Here's a Thanksgiving holiday editorial from the Anchorage Press that gives a rather untraditional bent on our traditional telling of the camaraderie and thanks of Thanksgiving.
"Historians who dig beneath the revisionist veneer of Thanksgiving legend report that the original three-day feast of 1621 featured as much guarded suspicion as camaraderie, and any crying and hugging that might have gone on seems to have spread more smallpox than love into the native population. In a sermon at Plymouth two years after the original Thanksgiving, a Pilgrim preacher named Mather the Elder thanked God for smallpox, which had by that point wiped out many of the Wampanoag. A few years later, the Pilgrims and what was left of the Wampanoag were fighting each other in King Philip's War, which by today's standards would be considered more a massacre than a war."
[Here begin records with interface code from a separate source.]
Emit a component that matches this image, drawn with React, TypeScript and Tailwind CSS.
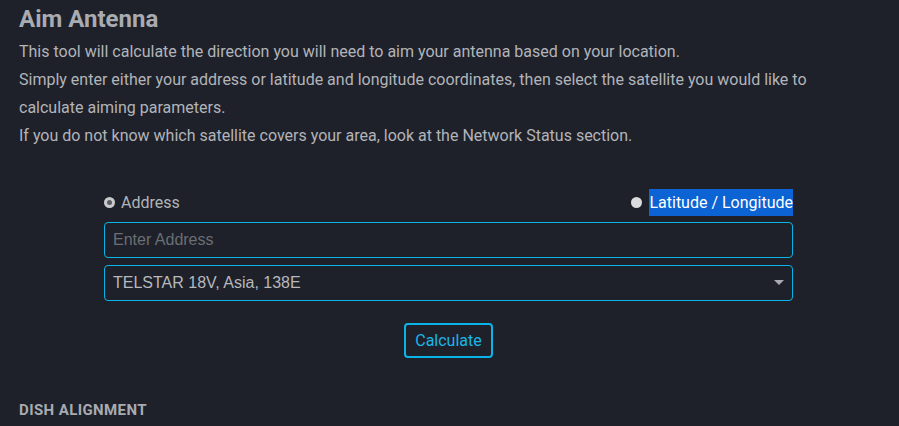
import React from "react";

export default function App() {
  return (
    <div className="min-h-[426px] w-full bg-[#1e2129] px-[19px] pt-[4px]" style={{ fontFamily: "Roboto, 'Noto Sans', sans-serif" }}>
      <h1 className="text-[24px] font-bold leading-[30px] text-[#a8abb2]">Aim Antenna</h1>
      <div className="mt-[4px] max-w-[830px] text-[16px] leading-[28px] text-[#b2b4ba]">
        <p>This tool will calculate the direction you will need to aim your antenna based on your location.</p>
        <p>Simply enter either your address or latitude and longitude coordinates, then select the satellite you would like to calculate aiming parameters.</p>
        <p>If you do not know which satellite covers your area, look at the Network Status section.</p>
      </div>
      <div className="ml-[85px] mt-[39px] w-[689px]">
        <div className="flex items-center justify-between">
          <label className="flex items-center gap-[6px] text-[16px] leading-[27px] text-[#b2b4ba]">
            <span className="flex h-[11px] w-[11px] items-center justify-center rounded-full bg-[#c9cacd]">
              <span className="h-[5px] w-[5px] rounded-full bg-[#5a5c60]" />
            </span>
            Address
          </label>
          <label className="flex items-center gap-[7px] text-[16px] leading-[27px]">
            <span className="h-[11px] w-[11px] rounded-full bg-[#dcdcde]" />
            <span className="bg-[#0b63d4] text-white">Latitude / Longitude</span>
          </label>
        </div>
        <div className="mt-[6px] flex h-[36px] items-center rounded-[4px] border border-[#0bb4e8] px-[8px]" style={{ fontFamily: "'Liberation Sans', Arial, sans-serif" }}>
          <span className="text-[16px] text-[#6b6e75]">Enter Address</span>
        </div>
        <div className="mt-[7px] flex h-[36px] items-center justify-between rounded-[4px] border border-[#0bb4e8] pl-[8px] pr-[8px]" style={{ fontFamily: "'Liberation Sans', Arial, sans-serif" }}>
          <span className="text-[16px] text-[#b6b8bd]">TELSTAR 18V, Asia, 138E</span>
          <svg width="10" height="6" viewBox="0 0 10 6"><path d="M0 0 L10 0 L5 5 Z" fill="#a9abb1" /></svg>
        </div>
        <div className="mt-[22px] flex justify-center">
          <button className="h-[35px] rounded-[4px] border-2 border-[#0bb4e8] px-[9px] text-[16px] text-[#19b6e8]">Calculate</button>
        </div>
      </div>
      <h2 className="mt-[41px] text-[15px] font-bold tracking-[0.4px] text-[#a8abb2]">DISH ALIGNMENT</h2>
    </div>
  );
}
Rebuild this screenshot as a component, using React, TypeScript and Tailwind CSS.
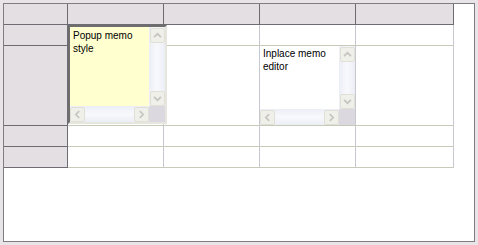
import React from "react";

const COLS = [96, 96, 96, 98];
const ROWS = [21, 80, 21, 21];

function Arrow({ dir }: { dir: "up" | "down" | "left" | "right" }) {
  const paths: Record<string, string> = {
    up: "M3.5 9.5 L7.5 5.5 L11.5 9.5",
    down: "M3.5 5.5 L7.5 9.5 L11.5 5.5",
    left: "M9.5 3.5 L5.5 7.5 L9.5 11.5",
    right: "M5.5 3.5 L9.5 7.5 L5.5 11.5",
  };
  return (
    <div className="w-[15px] h-[15px] shrink-0 rounded-[2px] border border-[#e0e0d6] bg-[#f0f0ea] flex items-center justify-center">
      <svg width="15" height="15" viewBox="0 0 15 15">
        <path d={paths[dir]} fill="none" stroke="#c6c6be" strokeWidth="2" />
      </svg>
    </div>
  );
}

function VScroll() {
  return (
    <div className="w-[16px] flex flex-col items-center pt-[1px] bg-gradient-to-r from-[#eceef6] via-[#f8f9fc] to-[#eceef6]">
      <Arrow dir="up" />
      <div className="flex-1" />
      <Arrow dir="down" />
    </div>
  );
}

function HScroll() {
  return (
    <div className="h-[16px] flex shrink-0">
      <div className="flex-1 flex items-center bg-gradient-to-b from-[#eceef6] via-[#f8f9fc] to-[#eceef6]">
        <Arrow dir="left" />
        <div className="flex-1" />
        <Arrow dir="right" />
      </div>
      <div className="w-[16px] bg-[#dcd8e0]" />
    </div>
  );
}

function MemoBody({ text, bg, pad }: { text: string; bg: string; pad: string }) {
  return (
    <div className="flex flex-col h-full w-full">
      <div className="flex flex-1 min-h-0">
        <div className={`flex-1 pl-[3px] ${pad} ${bg}`}>{text}</div>
        <VScroll />
      </div>
      <HScroll />
    </div>
  );
}

export default function App() {
  return (
    <div
      className="w-[478px] h-[245px] bg-[#e8e4e8] p-[3px] text-black text-[10px] leading-[13px]"
      style={{ fontFamily: '"Liberation Sans", Arial, sans-serif' }}
    >
      <div className="relative h-[239px] border border-[#7e7e7e] bg-white">
        {/* header */}
        <div className="flex h-[21px]">
          <div className="w-[64px] bg-[#e3dfe3] border-r border-b border-[#6f6b73]" />
          {COLS.map((w, i) => (
            <div
              key={i}
              style={{ width: w }}
              className="bg-[#e3dfe3] border-r border-b border-[#6f6b73]"
            />
          ))}
        </div>

        {ROWS.map((h, r) => (
          <div key={r} className="flex" style={{ height: h }}>
            <div className="w-[64px] bg-[#e3dfe3] border-r border-b border-[#6f6b73]" />
            {COLS.map((w, c) => (
              <div
                key={c}
                style={{ width: w }}
                className="border-r border-r-[#c8c8d0] border-b border-b-[#c6cab9] overflow-hidden"
              >
                {r === 1 && c === 2 && (
                  <MemoBody text="Inplace memo editor" bg="bg-white" pad="pt-[1px]" />
                )}
              </div>
            ))}
          </div>
        ))}

        {/* popup memo */}
        <div className="absolute left-[64px] top-[21px] w-[99px] h-[99px] border-l-2 border-t-2 border-l-[#6e6e6e] border-t-[#6e6e6e] border-r-2 border-b-2 border-r-[#e6e6de] border-b-[#e6e6de] bg-[#ffffd0]">
          <MemoBody text="Popup memo style" bg="bg-[#ffffd0]" pad="pt-[2px]" />
        </div>
      </div>
    </div>
  );
}
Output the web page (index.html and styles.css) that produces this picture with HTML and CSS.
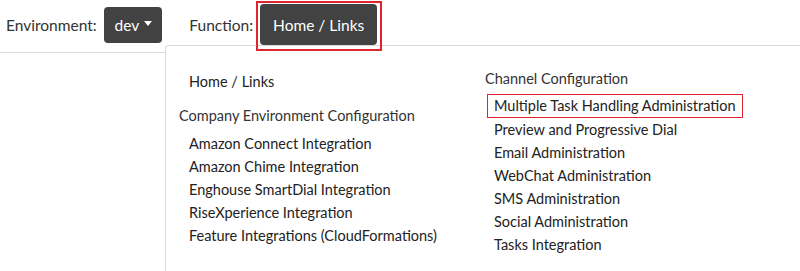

This is a fascinating take on events but it's a rather dark and depressing thought for this day of appreciation and thanksgiving. I mean thanksgiving that our potential enemies were wiped out by an unseen disease of God by some 95%. Wow!! I can see why we might shy away from looking at that aspect. Unfortunately, that temporary friendship probably sped up the spread of smallpox to Native Americans who had no resistance or immunity to it that the Europeans did. The sad thing is that the Wampanoag were doomed, whether they were friends or foe.

I now need to lighten the mood by eating a little more pumpkin pie and watching a football game to get back into the spirit of things, and thinking of more pleasant things like how at one point at least we were humbled enough by the wild forces of a hostile New World to get along with people who were so different.